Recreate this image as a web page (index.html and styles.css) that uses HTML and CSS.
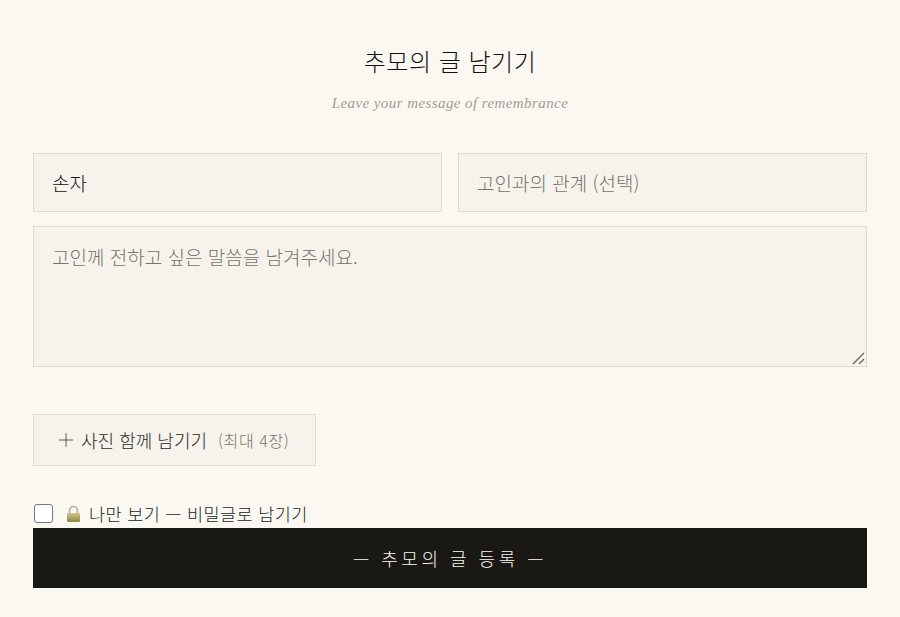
FILE: index.html
```html
<!DOCTYPE html>
<html lang="ko">
<head>
    <meta charset="UTF-8">
    <meta name="viewport" content="width=device-width, initial-scale=1.0">
    <title>추모의 글 남기기</title>
    <link rel="stylesheet" href="styles.css">
</head>
<body>
    <section class="guestbook">
        <h2 class="title">추모의 글 남기기</h2>
        <p class="subtitle">Leave your message of remembrance</p>
        <form class="form">
            <div class="row">
                <input class="field" type="text" value="손자" placeholder="이름">
                <input class="field" type="text" placeholder="고인과의 관계 (선택)">
            </div>
            <div class="message-wrap">
                <textarea class="field message" placeholder="고인께 전하고 싶은 말씀을 남겨주세요."></textarea>
                <svg class="grip" width="13" height="13" viewBox="0 0 13 13"><path d="M1 12L12 1M7 12l5-5" stroke="#66635c" stroke-width="1.3" fill="none"/></svg>
            </div>
            <button class="photo-btn" type="button">
                <svg class="plus" width="14" height="14" viewBox="0 0 14 14"><path d="M7 0v14M0 7h14" stroke="#5e5a52" stroke-width="1" fill="none"/></svg>
                <span>사진 함께 남기기</span>
                <span class="photo-note">(최대 4장)</span>
            </button>
            <label class="secret">
                <input class="secret-check" type="checkbox">
                <svg class="lock" width="15" height="18" viewBox="0 0 15 18">
                    <defs>
                        <linearGradient id="lockBody" x1="0" y1="0" x2="0" y2="1">
                            <stop offset="0" stop-color="#cfc78a"/>
                            <stop offset="1" stop-color="#8f8748"/>
                        </linearGradient>
                    </defs>
                    <path d="M3.6 8V5.4a3.9 3.9 0 0 1 7.8 0V8" fill="none" stroke="#b5b5ad" stroke-width="1.7"/>
                    <rect x="1" y="8" width="13" height="9" rx="1" fill="url(#lockBody)"/>
                </svg>
                <span>나만 보기 — 비밀글로 남기기</span>
            </label>
            <button class="submit" type="submit">— 추모의 글 등록 —</button>
        </form>
    </section>
</body>
</html>
```

FILE: styles.css
```css
* {
    box-sizing: border-box;
}
body {
    margin: 0;
    background-color: #fbf8f2;
    color: #141210;
    font-family: "Noto Sans CJK KR", "Liberation Serif", sans-serif;
    font-weight: 300;
}
.guestbook {
    padding: 43px 33px 29px;
}
.title {
    margin: 0;
    font-size: 24px;
    line-height: 36px;
    font-weight: 300;
    letter-spacing: 0.5px;
    text-align: center;
}
.subtitle {
    margin: 14px 0 0;
    font-family: "Liberation Serif", serif;
    font-style: italic;
    font-size: 15px;
    line-height: 20px;
    letter-spacing: 0.42px;
    color: #a19c92;
    text-align: center;
}
.form {
    display: flex;
    flex-direction: column;
    margin-top: 40px;
}
.row {
    display: flex;
    gap: 16px;
}
.field {
    flex: 1;
    min-width: 0;
    height: 59px;
    padding: 0 18px;
    background-color: #f6f3ec;
    border: 1px solid #e0dbcf;
    border-radius: 0;
    outline: none;
    color: #141210;
    font-family: inherit;
    font-weight: 300;
    font-size: 19px;
}
.field::placeholder {
    color: #77736b;
    opacity: 1;
}
.message-wrap {
    position: relative;
    margin-top: 14px;
}
.message {
    display: block;
    width: 100%;
    height: 141px;
    padding: 15px 18px;
    line-height: 30px;
    resize: none;
}
.grip {
    position: absolute;
    right: 2px;
    bottom: 2px;
    pointer-events: none;
}
.photo-btn {
    display: flex;
    align-items: center;
    align-self: flex-start;
    width: 283px;
    height: 52px;
    margin-top: 47px;
    padding: 0 25px;
    background-color: #f6f3ec;
    border: 1px solid #e0dbcf;
    color: #2c2a25;
    font-family: inherit;
    font-weight: 300;
    font-size: 18px;
    cursor: pointer;
}
.plus {
    flex: none;
    margin-right: 8px;
}
.photo-note {
    margin-left: 11px;
    color: #77736b;
    font-size: 16px;
    letter-spacing: 0.6px;
}
.secret {
    display: flex;
    align-items: center;
    height: 25px;
    margin-top: 35px;
    color: #201e1a;
    font-size: 17.5px;
    letter-spacing: 0.4px;
}
.secret-check {
    appearance: none;
    width: 19px;
    height: 19px;
    margin: 0 0 0 1px;
    background-color: #fff;
    border: 1.5px solid #777;
    border-radius: 3px;
}
.lock {
    margin: 0 8px 0 13px;
}
.submit {
    height: 60px;
    margin-top: 2px;
    background-color: #1a1814;
    border: none;
    color: #fbf8f2;
    font-family: inherit;
    font-weight: 300;
    font-size: 18px;
    letter-spacing: 3.5px;
    cursor: pointer;
}
```
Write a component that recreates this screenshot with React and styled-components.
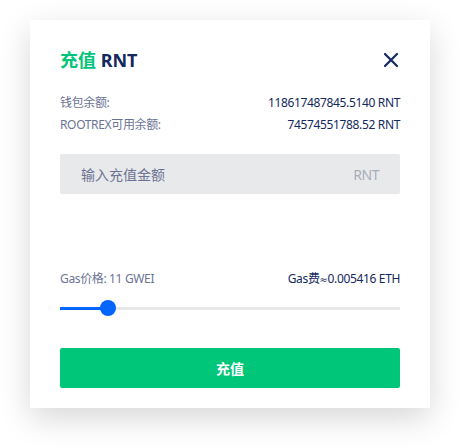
import React from "react";
import styled, { createGlobalStyle } from "styled-components";

const GlobalStyle = createGlobalStyle`
  html, body {
    margin: 0;
    padding: 0;
    background: #ffffff;
  }
  body {
    font-family: "Noto Sans", "Noto Sans CJK SC", sans-serif;
  }
`;

const Page = styled.div`
  width: 460px;
  height: 448px;
  padding: 20px 30px 0;
  box-sizing: border-box;
`;

const Modal = styled.div`
  width: 400px;
  background: #fff;
  box-shadow: 0 10px 30px rgba(0, 0, 0, 0.16);
  padding: 30px 30px 20px;
  box-sizing: border-box;
`;

const Header = styled.div`
  display: flex;
  align-items: center;
  justify-content: space-between;
  height: 20px;
`;

const Title = styled.h2`
  margin: 0;
  font-size: 18px;
  font-weight: 700;
  line-height: 20px;
  color: #13285c;
  span {
    color: #00c479;
  }
`;

const Close = styled.button`
  border: 0;
  background: none;
  padding: 0;
  width: 18px;
  height: 18px;
  display: flex;
  align-items: center;
  justify-content: center;
  cursor: pointer;
`;

const Balances = styled.div`
  margin-top: 22px;
`;

const Row = styled.div`
  display: flex;
  justify-content: space-between;
  font-size: 12px;
  line-height: 22px;
  letter-spacing: -0.35px;
  color: #6b7394;
`;

const Value = styled.span`
  color: #13285c;
`;

const Approx = styled.span`
  font-family: "DejaVu Sans", sans-serif;
  font-size: 10px;
  line-height: 0;
`;

const InputBox = styled.label`
  margin-top: 18px;
  height: 40px;
  background: #e8e9eb;
  border-radius: 2px;
  display: flex;
  align-items: center;
  padding: 0 21px 0 21px;
`;

const Input = styled.input`
  flex: 1;
  border: 0;
  background: transparent;
  outline: none;
  font-family: inherit;
  font-size: 14px;
  color: #13285c;
  padding: 0;
  &::placeholder {
    color: #6d7393;
  }
`;

const Unit = styled.span`
  font-size: 14px;
  letter-spacing: -0.5px;
  color: #a9adbb;
`;

const GasRow = styled(Row)`
  margin-top: 75px;
  height: 20px;
  line-height: 20px;
`;

const Slider = styled.div`
  position: relative;
  margin-top: 10px;
  height: 18px;
  display: flex;
  align-items: center;
`;

const Track = styled.div`
  width: 100%;
  height: 3px;
  background: #e8e8e8;
  position: relative;
`;

const Fill = styled.div`
  height: 100%;
  background: #0066ff;
`;

const Thumb = styled.div`
  position: absolute;
  top: 50%;
  width: 16px;
  height: 16px;
  border-radius: 50%;
  background: #0066ff;
  transform: translate(-50%, -50%);
`;

const Submit = styled.button`
  margin-top: 31px;
  width: 100%;
  height: 40px;
  border: 0;
  border-radius: 2px;
  background: #00c67a;
  color: #fff;
  font-family: inherit;
  font-size: 14px;
  font-weight: 700;
  cursor: pointer;
`;

export default function App() {
  const pct = 14;
  return (
    <>
      <GlobalStyle />
      <Page>
        <Modal>
          <Header>
            <Title>
              <span>充值</span> RNT
            </Title>
            <Close aria-label="close">
              <svg width="16" height="16" viewBox="0 0 16 16">
                <path
                  d="M2 2L14 14M14 2L2 14"
                  stroke="#13285c"
                  strokeWidth="2.2"
                  strokeLinecap="round"
                />
              </svg>
            </Close>
          </Header>
          <Balances>
            <Row>
              <span>钱包余额:</span>
              <Value>118617487845.5140 RNT</Value>
            </Row>
            <Row>
              <span>ROOTREX可用余额:</span>
              <Value>74574551788.52 RNT</Value>
            </Row>
          </Balances>
          <InputBox>
            <Input placeholder="输入充值金额" />
            <Unit>RNT</Unit>
          </InputBox>
          <GasRow>
            <span>Gas价格: 11 GWEI</span>
            <Value>
              Gas费<Approx>≈</Approx>0.005416 ETH
            </Value>
          </GasRow>
          <Slider>
            <Track>
              <Fill style={{ width: `${pct}%` }} />
            </Track>
            <Thumb style={{ left: `${pct}%` }} />
          </Slider>
          <Submit>充值</Submit>
        </Modal>
      </Page>
    </>
  );
}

> _Task goal_: Out of the material above, gather each line where "React" appears.

> _Task solution_:
Write a component that recreates this screenshot with React and styled-components.
import React from "react";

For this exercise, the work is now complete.